I don't know what that means, but I can assume, again by using the logic of crashes, that it is only then that the theft will take place.
Such as, for instance, Dan Voiculescu, whose hidden (possible) reason for resigning from his position of senator may be to change the venue of his trial in which he is charged with the illegal acquisition of some plots of land, and who won't have anything to fear.
By the way: even though the strong actions of the USL undoubtedly come from Ion Iliescu, there are some rumors that it is Dan Voiculescu who is guiding them.
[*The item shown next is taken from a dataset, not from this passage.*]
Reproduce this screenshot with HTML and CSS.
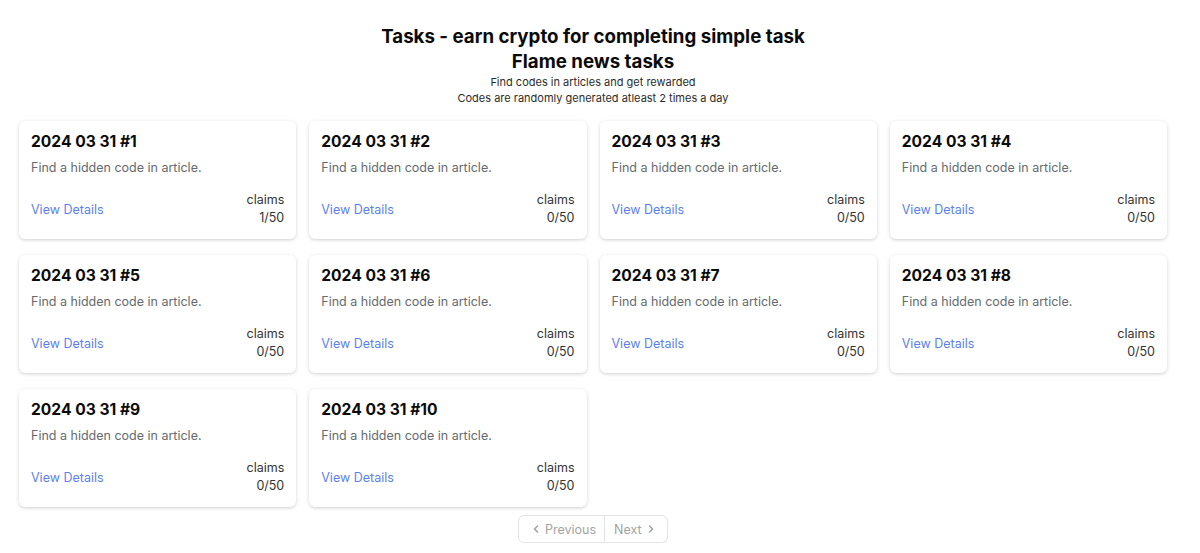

But let's not give him undeserved credit - there are many more like him, spread out across all of the factions...
Get ready!
I hope to God I am wrong!
• The chicken or the egg?
In cases like this, it is never possible to distinguish the cause and effect, like a dealer from our currency market is trying to convince us, quoted by Mediafax, in a statement we include below:
"Some brokers from London have begun taking positions based on the depreciation of the leu after everything that happened yesterday on the Romanian political scene. It is clear that there is political instability, and judging from the manner in which the heads of the two houses of the Parliament were removed, it was clearly visible that the USL and the other parties which support it do not honor the Constitution. Such things only increase the risk aversion of foreign players, who, at times like these, no longer see the leu as an emerging currency, but rather as a high risk one, and the only position they can take is to bet on the depreciation of the leu".
But the failure to honor the Constitution by the political power may stem from the fact that the stability of the currency and of the economy is only on the surface, so we can't know which came first - the chicken or the egg?